Mike set me up to reply, but before I saw the thread, everyone's covered it completely.
We arrived from the East at night. Shot for the gap in the ridgeline and were on Flight Following w/Center who kindly worked a handoff to KLAS TRACON who (amazingly, as I found out later...) cleared us into the Bravo and direct KHND before I really wanted to turn South. I started the turn watching the black ridgeline for any sign that the lights behind were creeping up the windshield.
(You can see the lights of the city and the outline of the ridge so you know you're going to clear it.)
But LAS wanted us lower than I was comfortable with in the dark. LAS was landing north and he needed to put us head-to-head with a SWA 737. I'd been watching the 737 on the other side of the valley making his downwind and knew he was headed my way.

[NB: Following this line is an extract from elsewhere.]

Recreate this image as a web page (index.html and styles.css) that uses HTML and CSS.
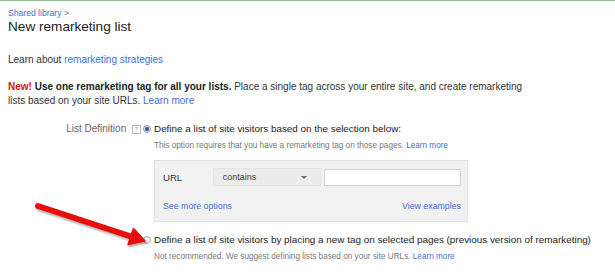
FILE: index.html
```html
<!DOCTYPE html>
<html lang="en">
  <head>
    <meta charset="UTF-8" />
    <title>New remarketing list</title>
    <link rel="stylesheet" href="styles.css">
  </head>
  <body>
    <div class="topline"></div>
    <div class="page">
      <div class="crumb"><a href="#">Shared library</a> &gt;</div>
      <h1>New remarketing list</h1>
      <p class="learn">Learn about <a href="#">remarketing strategies</a></p>
      <p class="notice">
        <span class="new">New!</span> <strong>Use one remarketing tag for all your lists.</strong>
        Place a single tag across your entire site, and create remarketing
        lists based on your site URLs. <a href="#">Learn more</a>
      </p>

      <div class="field">
        <div class="field-label">
          List Definition <span class="help">?</span>
        </div>
        <div class="field-body">
          <label class="option">
            <span class="radio checked"></span>
            Define a list of site visitors based on the selection below:
          </label>
          <div class="hint">This option requires that you have a remarketing tag on those pages. <a href="#">Learn more</a></div>

          <div class="rule-box">
            <div class="rule-row">
              <span class="rule-name">URL</span>
              <div class="select">contains <span class="caret"></span></div>
              <div class="text-input"></div>
            </div>
            <div class="rule-links">
              <a href="#">See more options</a>
              <a href="#">View examples</a>
            </div>
          </div>

          <label class="option second">
            <span class="radio"></span>
            Define a list of site visitors by placing a new tag on selected pages (previous version of remarketing)
          </label>
          <div class="hint">Not recommended. We suggest defining lists based on your site URLs. <a href="#">Learn more</a></div>
        </div>
      </div>
    </div>

    <svg class="arrow" width="130" height="60" viewBox="0 0 130 60">
      <defs>
        <filter id="shadow" x="-20%" y="-40%" width="140%" height="180%">
          <feDropShadow dx="1" dy="2" stdDeviation="1.2" flood-color="#000" flood-opacity="0.35" />
        </filter>
      </defs>
      <g filter="url(#shadow)">
        <line x1="6" y1="8" x2="99" y2="38.5" stroke="#e8100c" stroke-width="6" stroke-linecap="round" />
        <polygon points="101.5,30.5 113,43 96,46.5" fill="#e8100c" stroke="#e8100c" stroke-width="1.5" stroke-linejoin="round" />
      </g>
    </svg>
  </body>
</html>
```

FILE: styles.css
```css
body {
  margin: 0;
  font-family: "Liberation Sans", Arial, sans-serif;
  color: #222;
  background: #fff;
  position: relative;
}
a {
  color: #3d6fd6;
  text-decoration: none;
}
.topline {
  height: 1px;
  background: #8cbf8c;
}
.page {
  padding: 0 8px;
}
.crumb {
  font-size: 8.6px;
  margin-top: 7px;
  line-height: 10px;
  color: #777;
}
h1 {
  font-size: 13.6px;
  font-weight: normal;
  margin: 1px 0 0;
  line-height: 16px;
  color: #222;
}
.learn {
  font-size: 10px;
  margin: 18px 0 0;
  line-height: 14px;
  color: #333;
}
.notice {
  font-size: 10px;
  margin: 13px 0 0;
  line-height: 14px;
  color: #333;
  width: 530px;
}
.new {
  color: #dd1111;
  font-weight: bold;
}
.notice strong {
  color: #222;
}
.field {
  display: flex;
  margin-top: 14px;
}
.field-label {
  width: 133px;
  text-align: right;
  font-size: 10px;
  line-height: 14px;
  color: #666;
  white-space: nowrap;
}
.help {
  display: inline-block;
  width: 7px;
  height: 7px;
  border: 1px solid #bbb;
  font-size: 6px;
  line-height: 7px;
  text-align: center;
  color: #999;
  vertical-align: 1px;
  margin-left: 3px;
}
.field-body {
  padding-left: 2px;
}
.option {
  display: flex;
  align-items: center;
  gap: 3px;
  font-size: 9.9px;
  line-height: 14px;
  color: #222;
}
.radio {
  width: 8px;
  height: 8px;
  border-radius: 50%;
  border: 1px solid #aaa;
  background: radial-gradient(circle, #fff 0, #e4e4e4 100%);
  box-sizing: border-box;
  flex: none;
}
.radio.checked {
  background: radial-gradient(circle, #3a5f8a 0, #3a5f8a 1.8px, #dfe6ef 2.4px);
  border-color: #8a9cb5;
}
.hint {
  font-size: 8.2px;
  line-height: 12px;
  color: #777;
  margin: 4px 0 0 11px;
}
.rule-box {
  margin: 8px 0 0 11px;
  width: 314px;
  height: 62px;
  background: #f1f1f1;
  border: 1px solid #e2e2e2;
  box-sizing: border-box;
  padding: 7px 6px 0 8px;
}
.rule-row {
  display: flex;
  align-items: center;
}
.rule-name {
  width: 50px;
  font-size: 9.6px;
  color: #333;
}
.select {
  width: 109px;
  height: 18px;
  box-sizing: border-box;
  background: #ececec;
  border: 1px solid #e4e4e4;
  font-size: 9px;
  line-height: 16px;
  color: #444;
  padding-left: 9px;
  position: relative;
}
.caret {
  position: absolute;
  right: 13px;
  top: 7px;
  border-left: 3px solid transparent;
  border-right: 3px solid transparent;
  border-top: 3px solid #666;
}
.text-input {
  width: 137px;
  height: 17px;
  box-sizing: border-box;
  margin-left: 3px;
  background: #fff;
  border: 1px solid #d4d4d4;
}
.rule-links {
  display: flex;
  justify-content: space-between;
  font-size: 8.8px;
  margin-top: 15px;
}
.option.second {
  margin-top: 11px;
}
.arrow {
  position: absolute;
  left: 32px;
  top: 198px;
}
```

First time I came really really close to just saying "unable" but I replied with "need about another mile to clear the ridgeline".
The controller switched to Plan B - "Traffic 12 o'clock 4 miles a Boeing 737 will be turning northbound, do you have that traffic in sight?". This was as the 73 put on his best imitation of a 747 with his landing lights aimed my way and I could see he was just doing one continuous turn all the way around to northbound final.
Ahhh... The controller needs the magic words for separation! Now I get it!
"Traffic in sight, and we'll come another ten left, 79M."
And the expected reply... "Maintain visual separation from that traffic, descent at pilot's discretion, Henderson airport now 11 o'clock, do you have the airport in sight?"
"Affirnative and already monitoring the CTAF, 79M". (About this point we'd just descended out of the Bravo if I recall, had finished crossing the ridge and I was working down to pattern altitude and gently slowing up.)
"Skylane 79M, squawk 1200, radar service terminated, frequency change approved."
Very pro controllers at LAS but they have a tough job with the narrowness of the valley.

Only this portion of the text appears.